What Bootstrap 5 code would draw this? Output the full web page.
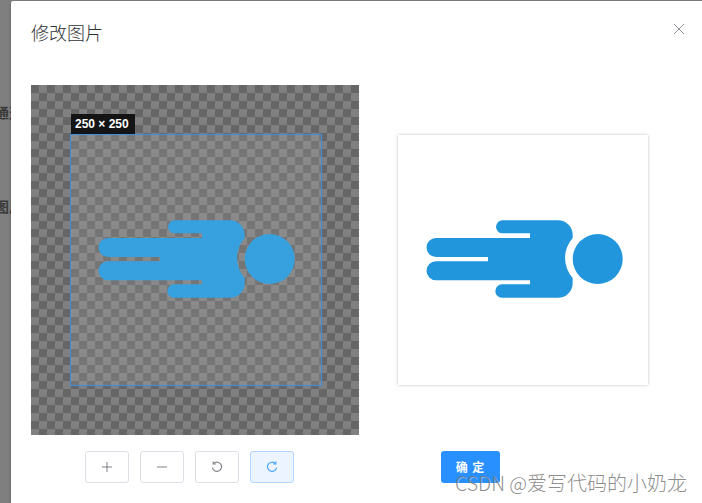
<!DOCTYPE html>
<html lang="zh">
<head>
<meta charset="utf-8">
<title>修改图片</title>
<link href="https://cdn.jsdelivr.net/npm/bootstrap@5.3.0/dist/css/bootstrap.min.css" rel="stylesheet">
<style>
html,body{height:100%;overflow:hidden}
body{background:#7f7f7f;font-family:"Liberation Sans","Noto Sans CJK SC",sans-serif;color:#303133}
.stage{height:503px;padding-top:1px}
.ghost-col{width:11px;flex:none;overflow:hidden;font-size:14px;font-weight:700;color:#3a3a3a;line-height:20px}
.ghost-col div{white-space:nowrap;width:30px;margin-left:-5px}
.ghost-a{margin-top:102px}
.ghost-b{margin-top:74px}
.sheet{background:#fff;flex:1 1 auto;border-radius:2px 0 0 0;box-shadow:0 1px 3px rgba(0,0,0,.3);position:relative;min-width:0}
.sheet-head{padding:19px 20px 0;height:84px}
.sheet-title{font-size:18px;line-height:24px;font-weight:300;color:#303133;margin:0;font-family:"Noto Sans CJK SC",sans-serif}
.closer{position:absolute;top:20px;right:15px;width:16px;height:16px;padding:0;border:0;background:none;color:#909399;line-height:0}
.work{display:grid;grid-template-columns:328px 250px;column-gap:39px;padding-left:20px;row-gap:16px}
.cropper{height:350px;position:relative;background-color:#666;background-image:conic-gradient(#808080 25%,#666 0 50%,#808080 0 75%,#666 0);background-size:16px 16px}
.crop-face{position:absolute;left:39px;top:49px;width:252px;height:252px;border:1px solid #3f8ddb;background-color:#757575;background-image:conic-gradient(#8a8a8a 25%,#757575 0 50%,#8a8a8a 0 75%,#757575 0);background-size:16px 16px;background-position:-40px -50px;color:#37a0df}
.crop-info{position:absolute;left:0;top:-21px;height:20px;line-height:20px;background:#141414;color:#fff;font-size:12px;font-weight:700;padding:0 6px 0 4px;white-space:nowrap}
.shape{display:block;width:250px;height:250px}
.crop-face .shape{margin-left:-.6px}
.preview-wrap{padding-top:50px}
.preview-box{width:250px;height:250px;background:#fff;box-shadow:0 0 3px rgba(0,0,0,.25);color:#2196dc}
.tools{display:flex;gap:11px;padding-left:54px}
.tool{width:44px;height:32px;padding:0;display:flex;align-items:center;justify-content:center;background:#fff;border:1px solid #dcdfe6;border-radius:3px;color:#7d7f85}
.tool-on{background:#ecf5ff;border-color:#b3d8ff;color:#409eff}
.confirm{width:59px;height:32px;margin-left:43px;padding:0;border:0;border-radius:3px;background:#2890ff;color:#fff;font-size:12px;font-weight:700;letter-spacing:1px;font-family:"Noto Sans CJK SC",sans-serif}
.stamp{position:absolute;right:15px;top:470px;font-size:20px;line-height:26px;color:rgba(120,120,120,.85);white-space:nowrap;text-shadow:1px 1px 0 rgba(255,255,255,.35);font-family:"Noto Sans CJK SC",sans-serif;font-weight:300}
.stamp-latin{font-size:19.5px}
</style>
</head>
<body>
<svg width="0" height="0" class="d-block" aria-hidden="true">
  <symbol id="person" viewBox="0 0 250 250">
    <circle cx="199.7" cy="124" r="25"/>
    <path d="M104.5 85.3H160A14.7 14.7 0 0 1 174.7 100V103A30 30 0 0 0 174.7 143V148A14.7 14.7 0 0 1 160 162.7H104A6.7 6.7 0 0 1 104 149.3H132V145.3H38A9.5 9.5 0 0 1 38 126.3H90V122H38A9.5 9.5 0 0 1 38 103H132V98.3H104.5A6.5 6.5 0 0 1 104.5 85.3Z"/>
  </symbol>
</svg>
<div class="stage d-flex">
  <div class="ghost-col">
    <div class="ghost-a">通道</div>
    <div class="ghost-b">图片</div>
  </div>
  <div class="sheet">
    <div class="sheet-head">
      <h5 class="sheet-title">修改图片</h5>
      <button class="closer" type="button" aria-label="关闭">
        <svg width="16" height="16" viewBox="0 0 16 16" fill="none" stroke="currentColor" stroke-width="1"><path d="M3 3l10 10M13 3L3 13"/></svg>
      </button>
    </div>
    <div class="work">
      <div class="cropper">
        <div class="crop-face">
          <div class="crop-info">250 × 250</div>
          <svg class="shape" fill="currentColor"><use href="#person"/></svg>
        </div>
      </div>
      <div class="preview-wrap">
        <div class="preview-box"><svg class="shape" fill="currentColor"><use href="#person"/></svg></div>
      </div>
      <div class="tools">
        <button class="tool" type="button" aria-label="放大"><svg width="14" height="14" viewBox="0 0 14 14" fill="none" stroke="currentColor" stroke-width="1"><path d="M2 7h10M7 2v10"/></svg></button>
        <button class="tool" type="button" aria-label="缩小"><svg width="14" height="14" viewBox="0 0 14 14" fill="none" stroke="currentColor" stroke-width="1"><path d="M2 7h10"/></svg></button>
        <button class="tool" type="button" aria-label="左旋"><svg width="14" height="14" viewBox="0 0 14 14" fill="none" stroke="currentColor" stroke-width="1.1"><path d="M3.6 3.6A4.6 4.6 0 1 1 2.4 7.5"/><path d="M3.2 1.4v2.6h2.6"/></svg></button>
        <button class="tool tool-on" type="button" aria-label="右旋"><svg width="14" height="14" viewBox="0 0 14 14" fill="none" stroke="currentColor" stroke-width="1.1"><path d="M10.4 3.6A4.6 4.6 0 1 0 11.6 7.5"/><path d="M10.8 1.4v2.6H8.2"/></svg></button>
      </div>
      <div><button class="confirm" type="button">确 定</button></div>
    </div>
  </div>
</div>
<div class="stamp"><span class="stamp-latin">CSDN @</span>爱写代码的小奶龙</div>
</body>
</html>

++++

GIVEN TASK ▸ Transcribe the full listing character for character. Pictures are excluded.

EXERCISE SOLUTION ▸
What Bootstrap 5 code would draw this? Output the full web page.
<!DOCTYPE html>
<html lang="zh">
<head>
<meta charset="utf-8">
<title>修改图片</title>
<link href="https://cdn.jsdelivr.net/npm/bootstrap@5.3.0/dist/css/bootstrap.min.css" rel="stylesheet">
<style>
html,body{height:100%;overflow:hidden}
body{background:#7f7f7f;font-family:"Liberation Sans","Noto Sans CJK SC",sans-serif;color:#303133}
.stage{height:503px;padding-top:1px}
.ghost-col{width:11px;flex:none;overflow:hidden;font-size:14px;font-weight:700;color:#3a3a3a;line-height:20px}
.ghost-col div{white-space:nowrap;width:30px;margin-left:-5px}
.ghost-a{margin-top:102px}
.ghost-b{margin-top:74px}
.sheet{background:#fff;flex:1 1 auto;border-radius:2px 0 0 0;box-shadow:0 1px 3px rgba(0,0,0,.3);position:relative;min-width:0}
.sheet-head{padding:19px 20px 0;height:84px}
.sheet-title{font-size:18px;line-height:24px;font-weight:300;color:#303133;margin:0;font-family:"Noto Sans CJK SC",sans-serif}
.closer{position:absolute;top:20px;right:15px;width:16px;height:16px;padding:0;border:0;background:none;color:#909399;line-height:0}
.work{display:grid;grid-template-columns:328px 250px;column-gap:39px;padding-left:20px;row-gap:16px}
.cropper{height:350px;position:relative;background-color:#666;background-image:conic-gradient(#808080 25%,#666 0 50%,#808080 0 75%,#666 0);background-size:16px 16px}
.crop-face{position:absolute;left:39px;top:49px;width:252px;height:252px;border:1px solid #3f8ddb;background-color:#757575;background-image:conic-gradient(#8a8a8a 25%,#757575 0 50%,#8a8a8a 0 75%,#757575 0);background-size:16px 16px;background-position:-40px -50px;color:#37a0df}
.crop-info{position:absolute;left:0;top:-21px;height:20px;line-height:20px;background:#141414;color:#fff;font-size:12px;font-weight:700;padding:0 6px 0 4px;white-space:nowrap}
.shape{display:block;width:250px;height:250px}
.crop-face .shape{margin-left:-.6px}
.preview-wrap{padding-top:50px}
.preview-box{width:250px;height:250px;background:#fff;box-shadow:0 0 3px rgba(0,0,0,.25);color:#2196dc}
.tools{display:flex;gap:11px;padding-left:54px}
.tool{width:44px;height:32px;padding:0;display:flex;align-items:center;justify-content:center;background:#fff;border:1px solid #dcdfe6;border-radius:3px;color:#7d7f85}
.tool-on{background:#ecf5ff;border-color:#b3d8ff;color:#409eff}
.confirm{width:59px;height:32px;margin-left:43px;padding:0;border:0;border-radius:3px;background:#2890ff;color:#fff;font-size:12px;font-weight:700;letter-spacing:1px;font-family:"Noto Sans CJK SC",sans-serif}
.stamp{position:absolute;right:15px;top:470px;font-size:20px;line-height:26px;color:rgba(120,120,120,.85);white-space:nowrap;text-shadow:1px 1px 0 rgba(255,255,255,.35);font-family:"Noto Sans CJK SC",sans-serif;font-weight:300}
.stamp-latin{font-size:19.5px}
</style>
</head>
<body>
<svg width="0" height="0" class="d-block" aria-hidden="true">
  <symbol id="person" viewBox="0 0 250 250">
    <circle cx="199.7" cy="124" r="25"/>
    <path d="M104.5 85.3H160A14.7 14.7 0 0 1 174.7 100V103A30 30 0 0 0 174.7 143V148A14.7 14.7 0 0 1 160 162.7H104A6.7 6.7 0 0 1 104 149.3H132V145.3H38A9.5 9.5 0 0 1 38 126.3H90V122H38A9.5 9.5 0 0 1 38 103H132V98.3H104.5A6.5 6.5 0 0 1 104.5 85.3Z"/>
  </symbol>
</svg>
<div class="stage d-flex">
  <div class="ghost-col">
    <div class="ghost-a">通道</div>
    <div class="ghost-b">图片</div>
  </div>
  <div class="sheet">
    <div class="sheet-head">
      <h5 class="sheet-title">修改图片</h5>
      <button class="closer" type="button" aria-label="关闭">
        <svg width="16" height="16" viewBox="0 0 16 16" fill="none" stroke="currentColor" stroke-width="1"><path d="M3 3l10 10M13 3L3 13"/></svg>
      </button>
    </div>
    <div class="work">
      <div class="cropper">
        <div class="crop-face">
          <div class="crop-info">250 × 250</div>
          <svg class="shape" fill="currentColor"><use href="#person"/></svg>
        </div>
      </div>
      <div class="preview-wrap">
        <div class="preview-box"><svg class="shape" fill="currentColor"><use href="#person"/></svg></div>
      </div>
      <div class="tools">
        <button class="tool" type="button" aria-label="放大"><svg width="14" height="14" viewBox="0 0 14 14" fill="none" stroke="currentColor" stroke-width="1"><path d="M2 7h10M7 2v10"/></svg></button>
        <button class="tool" type="button" aria-label="缩小"><svg width="14" height="14" viewBox="0 0 14 14" fill="none" stroke="currentColor" stroke-width="1"><path d="M2 7h10"/></svg></button>
        <button class="tool" type="button" aria-label="左旋"><svg width="14" height="14" viewBox="0 0 14 14" fill="none" stroke="currentColor" stroke-width="1.1"><path d="M3.6 3.6A4.6 4.6 0 1 1 2.4 7.5"/><path d="M3.2 1.4v2.6h2.6"/></svg></button>
        <button class="tool tool-on" type="button" aria-label="右旋"><svg width="14" height="14" viewBox="0 0 14 14" fill="none" stroke="currentColor" stroke-width="1.1"><path d="M10.4 3.6A4.6 4.6 0 1 0 11.6 7.5"/><path d="M10.8 1.4v2.6H8.2"/></svg></button>
      </div>
      <div><button class="confirm" type="button">确 定</button></div>
    </div>
  </div>
</div>
<div class="stamp"><span class="stamp-latin">CSDN @</span>爱写代码的小奶龙</div>
</body>
</html>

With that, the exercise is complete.